§ **What is asked**
Copy each line below exactly and leave the pictures out.

==== Recorded data ====

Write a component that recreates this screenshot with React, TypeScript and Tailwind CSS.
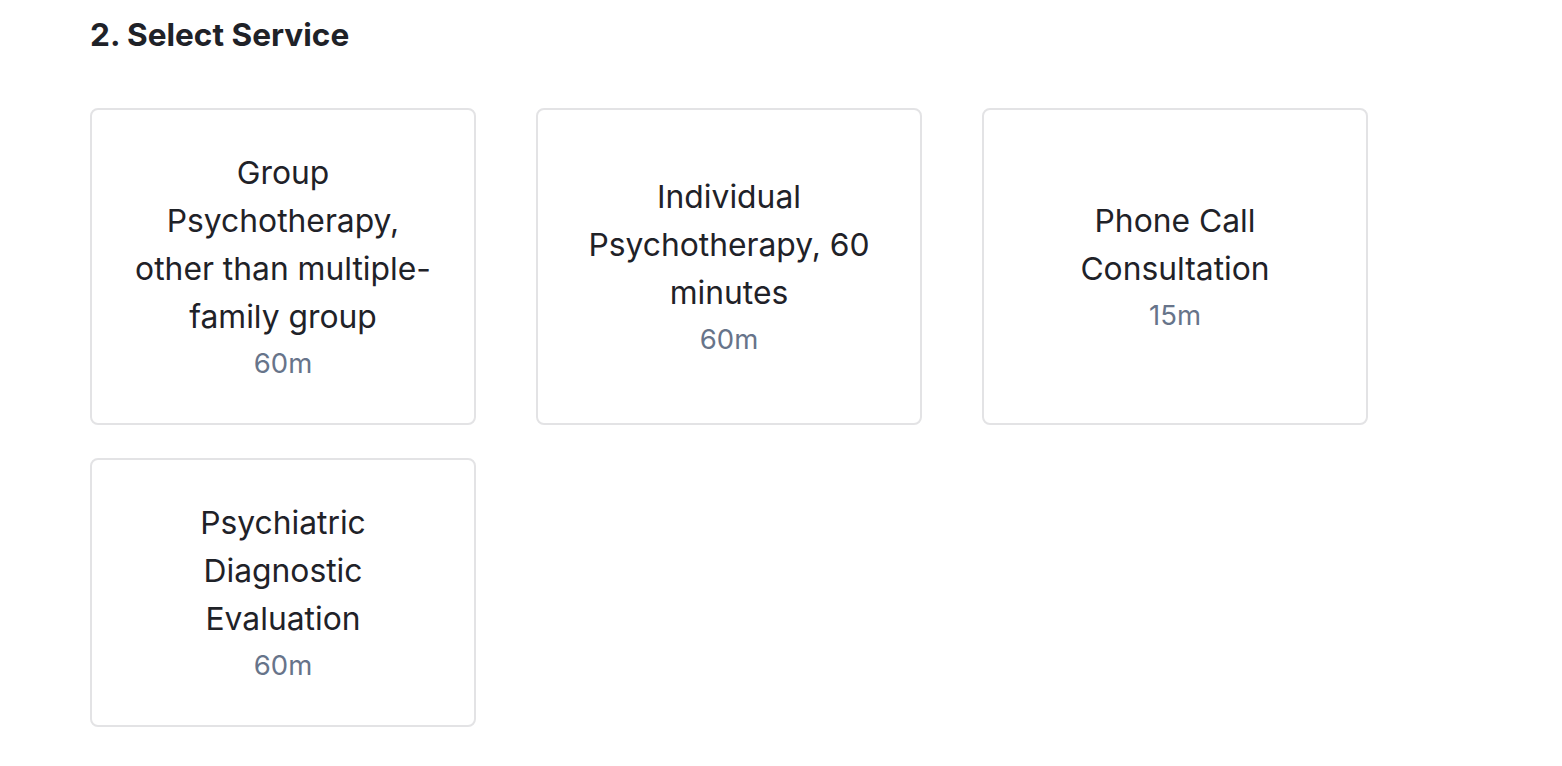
const services = [
  { name: 'Group Psychotherapy, other than multiple-family group', duration: '60m' },
  { name: 'Individual Psychotherapy, 60 minutes', duration: '60m' },
  { name: 'Phone Call Consultation', duration: '15m' },
  { name: 'Psychiatric Diagnostic Evaluation', duration: '60m' },
]

function ServiceCard({ name, duration }: { name: string; duration: string }) {
  return (
    <button className="flex flex-col items-center justify-center rounded-[8px] border-2 border-[#e3e3e5] bg-white px-[40px] py-[38.5px] text-center">
      <span className="text-[31.8px] leading-[48px] text-[#1f2228]">{name}</span>
      <span className="text-[27.5px] leading-[44px] text-[#67748a]">{duration}</span>
    </button>
  )
}

export default function App() {
  return (
    <div className="min-h-screen bg-white pl-[90px] pt-[11px] font-['Inter',sans-serif]">
      <h2 className="mb-[49px] text-[31.6px] font-bold leading-[48px] text-[#1f2228]">2. Select Service</h2>
      <div className="grid grid-cols-[repeat(3,386px)] gap-x-[60px] gap-y-[33px]">
        {services.map((s) => (
          <ServiceCard key={s.name} name={s.name} duration={s.duration} />
        ))}
      </div>
    </div>
  )
}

====

§ **Response below**
Write a component that recreates this screenshot with React, TypeScript and Tailwind CSS.
const services = [
  { name: 'Group Psychotherapy, other than multiple-family group', duration: '60m' },
  { name: 'Individual Psychotherapy, 60 minutes', duration: '60m' },
  { name: 'Phone Call Consultation', duration: '15m' },
  { name: 'Psychiatric Diagnostic Evaluation', duration: '60m' },
]

function ServiceCard({ name, duration }: { name: string; duration: string }) {
  return (
    <button className="flex flex-col items-center justify-center rounded-[8px] border-2 border-[#e3e3e5] bg-white px-[40px] py-[38.5px] text-center">
      <span className="text-[31.8px] leading-[48px] text-[#1f2228]">{name}</span>
      <span className="text-[27.5px] leading-[44px] text-[#67748a]">{duration}</span>
    </button>
  )
}

export default function App() {
  return (
    <div className="min-h-screen bg-white pl-[90px] pt-[11px] font-['Inter',sans-serif]">
      <h2 className="mb-[49px] text-[31.6px] font-bold leading-[48px] text-[#1f2228]">2. Select Service</h2>
      <div className="grid grid-cols-[repeat(3,386px)] gap-x-[60px] gap-y-[33px]">
        {services.map((s) => (
          <ServiceCard key={s.name} name={s.name} duration={s.duration} />
        ))}
      </div>
    </div>
  )
}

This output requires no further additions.